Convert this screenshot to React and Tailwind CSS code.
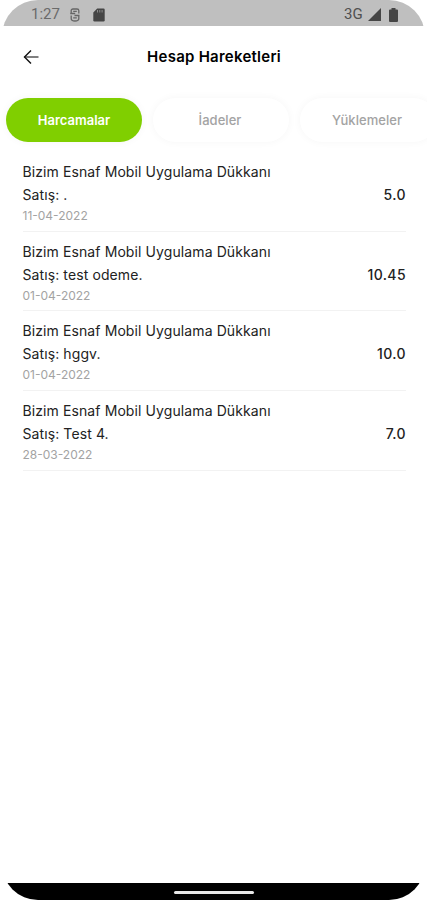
const tabs = [
    { id: 1, title: "Harcamalar", active: true },
    { id: 2, title: "İadeler", active: false },
    { id: 3, title: "Yüklemeler", active: false },
];

const transactions = [
    { id: 1, detail: "Satış: .", date: "11-04-2022", amount: "5.0" },
    { id: 2, detail: "Satış: test odeme.", date: "01-04-2022", amount: "10.45" },
    { id: 3, detail: "Satış: hggv.", date: "01-04-2022", amount: "10.0" },
    { id: 4, detail: "Satış: Test 4.", date: "28-03-2022", amount: "7.0" },
];

const StatusBar = () => {
    return (
        <div className="flex h-[26px] items-center justify-between bg-[#bfbfbf] pt-[3px] pr-[27px] pl-[29px] font-['Roboto',sans-serif] text-[15px] text-[#6a6a6a]">
            <div className="flex items-center">
                <span className="w-[31px] whitespace-nowrap">1:27</span>
                <svg className="ml-[7px]" width="12" height="14" viewBox="0 0 12 14" fill="none" stroke="#666" strokeWidth="1.3">
                    <path d="M2.200 5.500V2.600Q2.200 1 4 1h4q1.800 0 1.800 1.600V5.500M1.200 5.500h5M5.500 7.500h5M2.200 7.500v3Q2.200 13 6 13t3.800-2.500v-3M4.200 3.300h3.600M4.200 9.800h3.600" />
                </svg>
                <svg className="ml-[12px]" width="12" height="14" viewBox="0 0 12 14" fill="#454545">
                    <path d="M4.200.5h6.300q1.200 0 1.200 1.200v10.600q0 1.200-1.200 1.200h-9Q.3 13.500.3 12.300V4.500z" />
                    <path d="M4.500 2v2.500M6.800 2v2.500M9.100 2v2.500" stroke="#8a8a8a" />
                </svg>
            </div>
            <div className="flex items-center text-[#505050]">
                <span className="w-[20px] whitespace-nowrap">3G</span>
                <svg className="ml-[4px]" width="13" height="13" viewBox="0 0 13 13" fill="#454545">
                    <path d="M13 0v13H0z" />
                </svg>
                <svg className="ml-[8px]" width="9" height="14" viewBox="0 0 9 14" fill="#454545">
                    <path d="M2.500 0h4v1.500H8q1 0 1 1V13q0 1-1 1H1q-1 0-1-1V2.500q0-1 1-1h1.500z" />
                </svg>
            </div>
        </div>
    );
};

const Header = () => {
    return (
        <div className="flex h-[62px] items-center px-[21px]">
            <svg width="16" height="16" viewBox="0 0 16 16" fill="none" strokeWidth="1.4">
                <path d="M1.200 8H15.500" stroke="#555" />
                <path d="M8 1.500L1.500 8L8 14.500" stroke="#111" />
            </svg>
            <h1 className="flex-1 pr-[15px] text-center text-[15px] font-semibold tracking-[0.25px] text-black">Hesap Hareketleri</h1>
        </div>
    );
};

const Tab = ({ title, active }) => {
    return (
        <button
            className={
                active
                    ? "h-[44px] w-[136px] shrink-0 rounded-full bg-[#80cf00] pt-[2px] text-[13px] font-semibold text-white shadow-[0_0_8px_rgba(0,0,0,0.04)]"
                    : "h-[44px] w-[136px] shrink-0 rounded-full bg-white pt-[2px] pr-[2px] text-[13px] font-medium tracking-[0.05px] text-[#a3a3a3] shadow-[0_0_8px_rgba(0,0,0,0.04)]"
            }
        >
            {title}
        </button>
    );
};

const Transaction = ({ detail, date, amount }) => {
    return (
        <li className="flex h-[79.700px] items-center justify-between border-b border-[#f2f2f2] pt-[2px] text-[14px] tracking-[0.1px] text-[#222]">
            <div>
                <p className="h-[23px] leading-[23px]">Bizim Esnaf Mobil Uygulama Dükkanı</p>
                <p className="h-[23px] leading-[23px]">{detail}</p>
                <p className="h-[19px] text-[12px] leading-[19px] tracking-normal text-[#a3a3a3]">{date}</p>
            </div>
            <span className="pt-[4px] font-medium tracking-[0.4px]">{amount}</span>
        </li>
    );
};

export default function App() {
    return (
        <div className="flex h-[900px] w-[427px] flex-col overflow-hidden bg-white font-['Inter',sans-serif]">
            <div className="mx-[2px] overflow-hidden rounded-t-[36px]">
                <StatusBar />
                <Header />
            </div>
            <div className="flex gap-[11px] overflow-hidden py-[10px] pl-[6px]">
                {tabs.map((tab) => (
                    <Tab key={tab.id} title={tab.title} active={tab.active} />
                ))}
            </div>
            <ul className="mr-[21px] ml-[22.500px]">
                {transactions.map((item) => (
                    <Transaction key={item.id} detail={item.detail} date={item.date} amount={item.amount} />
                ))}
            </ul>
            <div className="mx-[2px] mt-auto overflow-hidden rounded-b-[36px] pt-[40px]">
                <div className="flex h-[17px] justify-center bg-black pt-[8px]">
                    <div className="h-[3px] w-[80px] rounded-full bg-[#e8e8e8]"></div>
                </div>
            </div>
        </div>
    );
}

###

◆ WHAT TO DO
Produce an exact copy of each line of data, skipping embedded images.

◆ EXERCISE SOLUTION
Convert this screenshot to React and Tailwind CSS code.
const tabs = [
    { id: 1, title: "Harcamalar", active: true },
    { id: 2, title: "İadeler", active: false },
    { id: 3, title: "Yüklemeler", active: false },
];

const transactions = [
    { id: 1, detail: "Satış: .", date: "11-04-2022", amount: "5.0" },
    { id: 2, detail: "Satış: test odeme.", date: "01-04-2022", amount: "10.45" },
    { id: 3, detail: "Satış: hggv.", date: "01-04-2022", amount: "10.0" },
    { id: 4, detail: "Satış: Test 4.", date: "28-03-2022", amount: "7.0" },
];

const StatusBar = () => {
    return (
        <div className="flex h-[26px] items-center justify-between bg-[#bfbfbf] pt-[3px] pr-[27px] pl-[29px] font-['Roboto',sans-serif] text-[15px] text-[#6a6a6a]">
            <div className="flex items-center">
                <span className="w-[31px] whitespace-nowrap">1:27</span>
                <svg className="ml-[7px]" width="12" height="14" viewBox="0 0 12 14" fill="none" stroke="#666" strokeWidth="1.3">
                    <path d="M2.200 5.500V2.600Q2.200 1 4 1h4q1.800 0 1.800 1.600V5.500M1.200 5.500h5M5.500 7.500h5M2.200 7.500v3Q2.200 13 6 13t3.800-2.500v-3M4.200 3.300h3.600M4.200 9.800h3.600" />
                </svg>
                <svg className="ml-[12px]" width="12" height="14" viewBox="0 0 12 14" fill="#454545">
                    <path d="M4.200.5h6.300q1.200 0 1.200 1.200v10.600q0 1.200-1.200 1.200h-9Q.3 13.500.3 12.300V4.500z" />
                    <path d="M4.500 2v2.500M6.800 2v2.500M9.100 2v2.500" stroke="#8a8a8a" />
                </svg>
            </div>
            <div className="flex items-center text-[#505050]">
                <span className="w-[20px] whitespace-nowrap">3G</span>
                <svg className="ml-[4px]" width="13" height="13" viewBox="0 0 13 13" fill="#454545">
                    <path d="M13 0v13H0z" />
                </svg>
                <svg className="ml-[8px]" width="9" height="14" viewBox="0 0 9 14" fill="#454545">
                    <path d="M2.500 0h4v1.500H8q1 0 1 1V13q0 1-1 1H1q-1 0-1-1V2.500q0-1 1-1h1.500z" />
                </svg>
            </div>
        </div>
    );
};

const Header = () => {
    return (
        <div className="flex h-[62px] items-center px-[21px]">
            <svg width="16" height="16" viewBox="0 0 16 16" fill="none" strokeWidth="1.4">
                <path d="M1.200 8H15.500" stroke="#555" />
                <path d="M8 1.500L1.500 8L8 14.500" stroke="#111" />
            </svg>
            <h1 className="flex-1 pr-[15px] text-center text-[15px] font-semibold tracking-[0.25px] text-black">Hesap Hareketleri</h1>
        </div>
    );
};

const Tab = ({ title, active }) => {
    return (
        <button
            className={
                active
                    ? "h-[44px] w-[136px] shrink-0 rounded-full bg-[#80cf00] pt-[2px] text-[13px] font-semibold text-white shadow-[0_0_8px_rgba(0,0,0,0.04)]"
                    : "h-[44px] w-[136px] shrink-0 rounded-full bg-white pt-[2px] pr-[2px] text-[13px] font-medium tracking-[0.05px] text-[#a3a3a3] shadow-[0_0_8px_rgba(0,0,0,0.04)]"
            }
        >
            {title}
        </button>
    );
};

const Transaction = ({ detail, date, amount }) => {
    return (
        <li className="flex h-[79.700px] items-center justify-between border-b border-[#f2f2f2] pt-[2px] text-[14px] tracking-[0.1px] text-[#222]">
            <div>
                <p className="h-[23px] leading-[23px]">Bizim Esnaf Mobil Uygulama Dükkanı</p>
                <p className="h-[23px] leading-[23px]">{detail}</p>
                <p className="h-[19px] text-[12px] leading-[19px] tracking-normal text-[#a3a3a3]">{date}</p>
            </div>
            <span className="pt-[4px] font-medium tracking-[0.4px]">{amount}</span>
        </li>
    );
};

export default function App() {
    return (
        <div className="flex h-[900px] w-[427px] flex-col overflow-hidden bg-white font-['Inter',sans-serif]">
            <div className="mx-[2px] overflow-hidden rounded-t-[36px]">
                <StatusBar />
                <Header />
            </div>
            <div className="flex gap-[11px] overflow-hidden py-[10px] pl-[6px]">
                {tabs.map((tab) => (
                    <Tab key={tab.id} title={tab.title} active={tab.active} />
                ))}
            </div>
            <ul className="mr-[21px] ml-[22.500px]">
                {transactions.map((item) => (
                    <Transaction key={item.id} detail={item.detail} date={item.date} amount={item.amount} />
                ))}
            </ul>
            <div className="mx-[2px] mt-auto overflow-hidden rounded-b-[36px] pt-[40px]">
                <div className="flex h-[17px] justify-center bg-black pt-[8px]">
                    <div className="h-[3px] w-[80px] rounded-full bg-[#e8e8e8]"></div>
                </div>
            </div>
        </div>
    );
}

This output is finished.